======== Source excerpt ========

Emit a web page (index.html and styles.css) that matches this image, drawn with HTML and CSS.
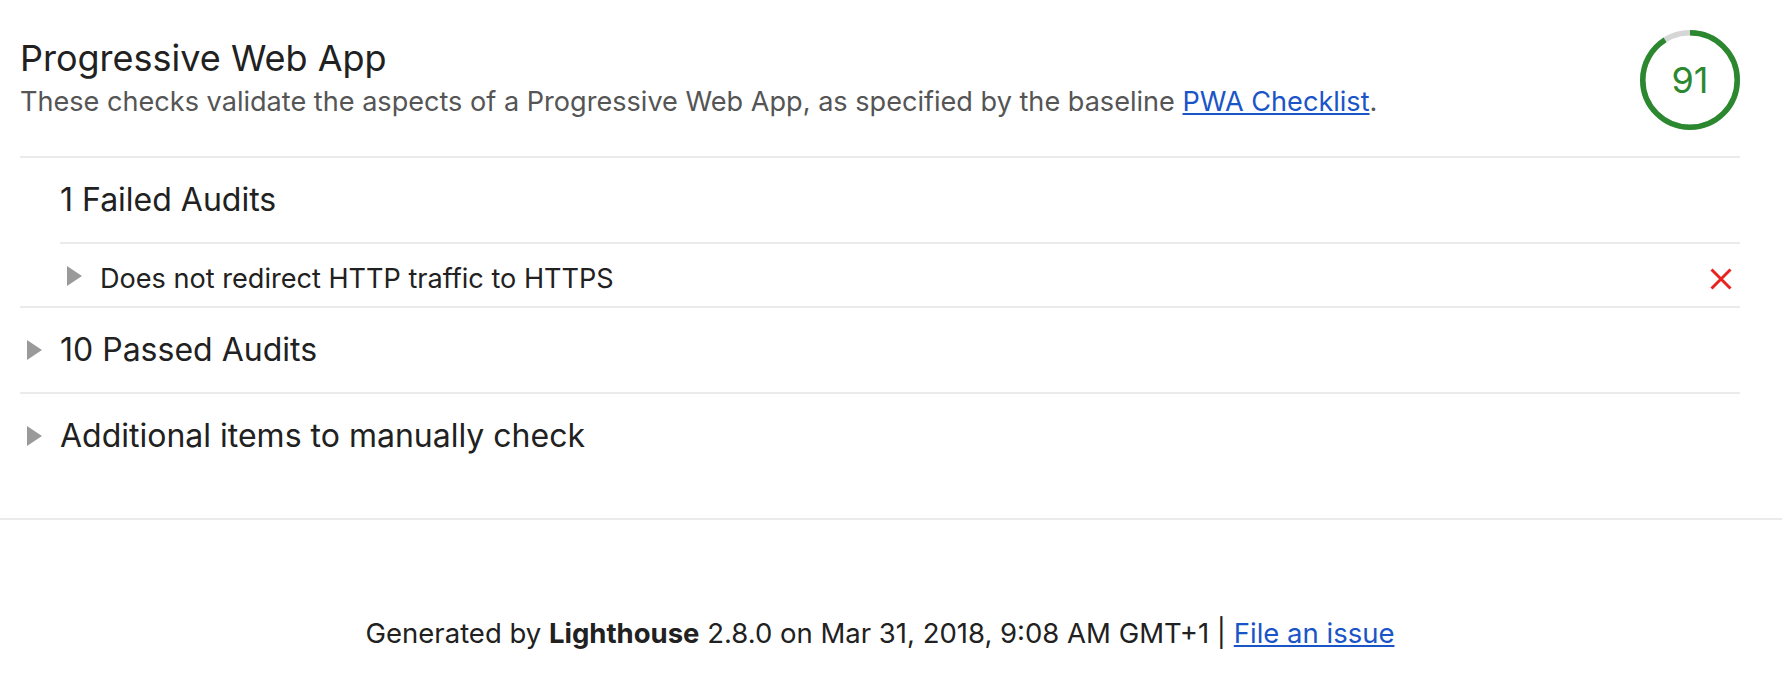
FILE: index.html
```html
<!DOCTYPE html>
<html lang="en">
<head>
<meta charset="utf-8">
<title>Lighthouse Report</title>
<link rel="stylesheet" href="styles.css">
</head>
<body>
<div class="report">
  <section class="category">
    <header class="cat-header">
      <div class="cat-text">
        <h1 class="cat-title">Progressive Web App</h1>
        <p class="cat-desc">These checks validate the aspects of a Progressive Web App, as specified by the baseline <a class="link" href="#">PWA Checklist</a>.</p>
      </div>
      <div class="gauge">
        <svg class="gauge-svg" viewBox="0 0 100 100" width="100" height="100">
          <circle class="gauge-base" cx="50" cy="50" r="47.25"></circle>
          <circle class="gauge-arc" cx="50" cy="50" r="47.25" stroke-dasharray="270.16 400"></circle>
        </svg>
        <span class="gauge-value">91</span>
      </div>
    </header>

    <div class="group">
      <div class="group-title">1 Failed Audits</div>
      <div class="audit-list">
        <div class="audit">
          <svg class="arrow arrow--audit" viewBox="0 0 15 20" width="15" height="20"><polygon points="0,0 15,10 0,20"></polygon></svg>
          <span class="audit-title">Does not redirect HTTP traffic to HTTPS</span>
          <svg class="fail-icon" viewBox="0 0 22 22" width="22" height="22"><path d="M1.5 1.5 L20.5 20.5 M20.5 1.5 L1.5 20.5"></path></svg>
        </div>
      </div>
    </div>

    <div class="group">
      <div class="group-summary">
        <svg class="arrow" viewBox="0 0 15 20" width="15" height="20"><polygon points="0,0 15,10 0,20"></polygon></svg>
        <span>10 Passed Audits</span>
      </div>
    </div>

    <div class="group group--last">
      <div class="group-summary">
        <svg class="arrow" viewBox="0 0 15 20" width="15" height="20"><polygon points="0,0 15,10 0,20"></polygon></svg>
        <span>Additional items to manually check</span>
      </div>
    </div>
  </section>
</div>
<footer class="footer">
  Generated by <b>Lighthouse</b> 2.8.0 on Mar 31, 2018, 9:08 AM GMT+1 | <a class="link" href="#">File an issue</a>
</footer>
</body>
</html>
```
FILE: styles.css
```css
html, body {
  margin: 0;
  padding: 0;
  background: #fff;
}
body {
  font-family: "Inter", "Liberation Sans", sans-serif;
  color: #212121;
}
.report {
  padding: 0 42px 0 20px;
}
.link {
  color: #1a55c8;
  text-decoration: underline;
}

/* category header */
.cat-header {
  display: flex;
  justify-content: space-between;
  align-items: flex-start;
  padding: 30px 0 26px;
  border-bottom: 2px solid #ebebeb;
}
.cat-text {
  padding-top: 6px;
}
.cat-title {
  margin: 0;
  font-size: 36px;
  line-height: 44px;
  font-weight: 400;
  color: #212121;
}
.cat-desc {
  margin: 4px 0 0;
  font-size: 27.1px;
  line-height: 36px;
  color: #555;
}

/* gauge */
.gauge {
  display: grid;
  place-items: center;
  width: 100px;
  height: 100px;
  flex: none;
}
.gauge-svg,
.gauge-value {
  grid-area: 1 / 1;
}
.gauge-svg {
  transform: rotate(-90deg);
}
.gauge-base,
.gauge-arc {
  fill: none;
  stroke-width: 5.5;
}
.gauge-base {
  stroke: #d6d6d6;
}
.gauge-arc {
  stroke: #2b882f;
}
.gauge-value {
  font-size: 36px;
  line-height: 40px;
  color: #2b882f;
}

/* groups */
.group {
  border-bottom: 2px solid #ebebeb;
}
.group--last {
  border-bottom: 0;
  padding-bottom: 40px;
}
.group-title {
  padding: 22px 0 22px 40px;
  font-size: 32px;
  line-height: 40px;
}
.group-summary {
  display: flex;
  align-items: center;
  padding: 22px 0;
  font-size: 32px;
  line-height: 40px;
}
.arrow {
  flex: none;
  margin: 0 18px 0 7px;
  fill: #9a9a9a;
}
.audit-list {
  margin-left: 40px;
}
.audit {
  display: flex;
  align-items: center;
  border-top: 2px solid #ebebeb;
  padding: 17px 8px 9px 0;
  font-size: 27.1px;
  line-height: 36px;
}
.arrow--audit {
  align-self: flex-start;
  margin-top: 5px;
}
.audit-title {
  flex: 1;
}
.fail-icon {
  flex: none;
  stroke: #e8221f;
  stroke-width: 3;
  fill: none;
}

/* footer */
.footer {
  border-top: 2px solid #ebebeb;
  padding: 95px 42px 0 20px;
  text-align: center;
  font-size: 27.5px;
  line-height: 36px;
  color: #212121;
}
.footer b {
  font-weight: 700;
}
```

========

Omitting all images, print the listing exactly.

## [Solution to the exercise]
Emit a web page (index.html and styles.css) that matches this image, drawn with HTML and CSS.
FILE: index.html
```html
<!DOCTYPE html>
<html lang="en">
<head>
<meta charset="utf-8">
<title>Lighthouse Report</title>
<link rel="stylesheet" href="styles.css">
</head>
<body>
<div class="report">
  <section class="category">
    <header class="cat-header">
      <div class="cat-text">
        <h1 class="cat-title">Progressive Web App</h1>
        <p class="cat-desc">These checks validate the aspects of a Progressive Web App, as specified by the baseline <a class="link" href="#">PWA Checklist</a>.</p>
      </div>
      <div class="gauge">
        <svg class="gauge-svg" viewBox="0 0 100 100" width="100" height="100">
          <circle class="gauge-base" cx="50" cy="50" r="47.25"></circle>
          <circle class="gauge-arc" cx="50" cy="50" r="47.25" stroke-dasharray="270.16 400"></circle>
        </svg>
        <span class="gauge-value">91</span>
      </div>
    </header>

    <div class="group">
      <div class="group-title">1 Failed Audits</div>
      <div class="audit-list">
        <div class="audit">
          <svg class="arrow arrow--audit" viewBox="0 0 15 20" width="15" height="20"><polygon points="0,0 15,10 0,20"></polygon></svg>
          <span class="audit-title">Does not redirect HTTP traffic to HTTPS</span>
          <svg class="fail-icon" viewBox="0 0 22 22" width="22" height="22"><path d="M1.5 1.5 L20.5 20.5 M20.5 1.5 L1.5 20.5"></path></svg>
        </div>
      </div>
    </div>

    <div class="group">
      <div class="group-summary">
        <svg class="arrow" viewBox="0 0 15 20" width="15" height="20"><polygon points="0,0 15,10 0,20"></polygon></svg>
        <span>10 Passed Audits</span>
      </div>
    </div>

    <div class="group group--last">
      <div class="group-summary">
        <svg class="arrow" viewBox="0 0 15 20" width="15" height="20"><polygon points="0,0 15,10 0,20"></polygon></svg>
        <span>Additional items to manually check</span>
      </div>
    </div>
  </section>
</div>
<footer class="footer">
  Generated by <b>Lighthouse</b> 2.8.0 on Mar 31, 2018, 9:08 AM GMT+1 | <a class="link" href="#">File an issue</a>
</footer>
</body>
</html>
```
FILE: styles.css
```css
html, body {
  margin: 0;
  padding: 0;
  background: #fff;
}
body {
  font-family: "Inter", "Liberation Sans", sans-serif;
  color: #212121;
}
.report {
  padding: 0 42px 0 20px;
}
.link {
  color: #1a55c8;
  text-decoration: underline;
}

/* category header */
.cat-header {
  display: flex;
  justify-content: space-between;
  align-items: flex-start;
  padding: 30px 0 26px;
  border-bottom: 2px solid #ebebeb;
}
.cat-text {
  padding-top: 6px;
}
.cat-title {
  margin: 0;
  font-size: 36px;
  line-height: 44px;
  font-weight: 400;
  color: #212121;
}
.cat-desc {
  margin: 4px 0 0;
  font-size: 27.1px;
  line-height: 36px;
  color: #555;
}

/* gauge */
.gauge {
  display: grid;
  place-items: center;
  width: 100px;
  height: 100px;
  flex: none;
}
.gauge-svg,
.gauge-value {
  grid-area: 1 / 1;
}
.gauge-svg {
  transform: rotate(-90deg);
}
.gauge-base,
.gauge-arc {
  fill: none;
  stroke-width: 5.5;
}
.gauge-base {
  stroke: #d6d6d6;
}
.gauge-arc {
  stroke: #2b882f;
}
.gauge-value {
  font-size: 36px;
  line-height: 40px;
  color: #2b882f;
}

/* groups */
.group {
  border-bottom: 2px solid #ebebeb;
}
.group--last {
  border-bottom: 0;
  padding-bottom: 40px;
}
.group-title {
  padding: 22px 0 22px 40px;
  font-size: 32px;
  line-height: 40px;
}
.group-summary {
  display: flex;
  align-items: center;
  padding: 22px 0;
  font-size: 32px;
  line-height: 40px;
}
.arrow {
  flex: none;
  margin: 0 18px 0 7px;
  fill: #9a9a9a;
}
.audit-list {
  margin-left: 40px;
}
.audit {
  display: flex;
  align-items: center;
  border-top: 2px solid #ebebeb;
  padding: 17px 8px 9px 0;
  font-size: 27.1px;
  line-height: 36px;
}
.arrow--audit {
  align-self: flex-start;
  margin-top: 5px;
}
.audit-title {
  flex: 1;
}
.fail-icon {
  flex: none;
  stroke: #e8221f;
  stroke-width: 3;
  fill: none;
}

/* footer */
.footer {
  border-top: 2px solid #ebebeb;
  padding: 95px 42px 0 20px;
  text-align: center;
  font-size: 27.5px;
  line-height: 36px;
  color: #212121;
}
.footer b {
  font-weight: 700;
}
```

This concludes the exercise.